What is Partnership Work?
To address society’s most pressing challenges, we need to learn how to partner

It’s hard to pull up a news feed these days without reading something about how divided and isolated we are.
These stories come in different flavors.
Some focus on the decades-long decline of civic life. A few generations ago, more of us belonged to churches, unions, community groups, arts centers, or sports leagues. Today, many of these social spaces and networks have deteriorated.
Other stories highlight the rise of social media and digital technologies. Face-to-face relationships are replaced with online connections mediated by corporations, algorithms, and now AI. We may be in the same room, but we are all staring at our phones.
Many are tracking the resurgence of racism and the narrowing of who is included as “American” — scapegoating of immigrants, mainstreaming of white supremacist groups, whitewashing of history, and wholesale attacks on diversity and equity. john powell and Stephen Menendian call this “the problem of othering,” and argue it is the problem of the 21st century.
And, of course, many point to our political divides — left and right, rural and urban, Democrats and Republicans, carving through families and communities alike. As people increasingly move near, listen to, and identify with people whose politics align with theirs, trust and compromise become rarer, and the country becomes vulnerable to political opportunism and violence.
These stories share common DNA. A disconnection. A breaking. There will always be social divisions. But it seems clear that forces driving us apart are increasing in intensity, while the threads holding us together are fraying.
One reason this matters is that it keeps us from addressing the challenges facing us as a society. Climate change, economic inequality, cycles of war and violence. These issues cannot be solved by any one group, political party, or nation. They require massive levels of collaboration between people with vastly different perspectives, lives, and worldviews. This is difficult at the best of times, let alone when all our trend lines are heading in the other direction.
As usual, it’s much easier to find people diagnosing the problems than offering solutions. But that doesn’t mean the solutions aren’t out there.

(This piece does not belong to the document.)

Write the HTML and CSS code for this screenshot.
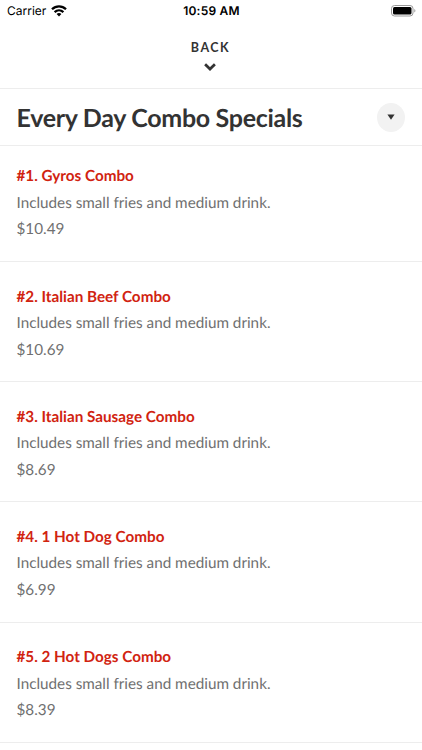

That’s where things get personal for me. Because I’m in the business of connection. For more than 15 years I’ve been building partnerships between communities and universities. Basically, my colleagues and I connect community residents and organizations with university faculty, staff, and students to work on issues that matter to them.
We’re “in-betweeners.” We move between groups, tending to relationships and supporting the process of collaboration. While partnerships come together to achieve shared goals, we are there to make sure the partnership itself is strong.
I had no idea that this career even existed until I almost fell into it. And it’s taught me a ton about what it actually takes to get folks working together across the barriers that so often divide us.
Along the way I’ve met a lot of people doing related work under different names: coalition building, grassroots organizing, community engagement, network weaving, cultural organizing, collective impact, co-design (just to name a few!).
Among some of my friends, we call what we do “partnership work.”
I like that term. It feels right to me. Because whatever kind of organization you work in, whatever techniques you employ, whatever issues you address, at heart, the work is about helping people partner.
Partnering is not about agreeing on everything. It’s about finding common ground.
Partnering is not about just understanding one another better (although that happens along the way). It’s about taking action.
Partnering is not about one group helping another. It is about collaborating for mutual benefit.
Partnering is not transactional, it’s transformational. It is a process that changes all involved.
I also like the term because it’s humble. We’re not talking about some shiny new consulting technique with a trademarked name. It’s work. It’s labor — a kind of labor that people have always done, though it often goes unnoticed and underappreciated.
With this Substack and its sister podcast, we want to shine a spotlight on partnership work and the people who do it. There’s a lot we can learn from partnership workers — about how to move from isolation to connection, from polarization to collective action.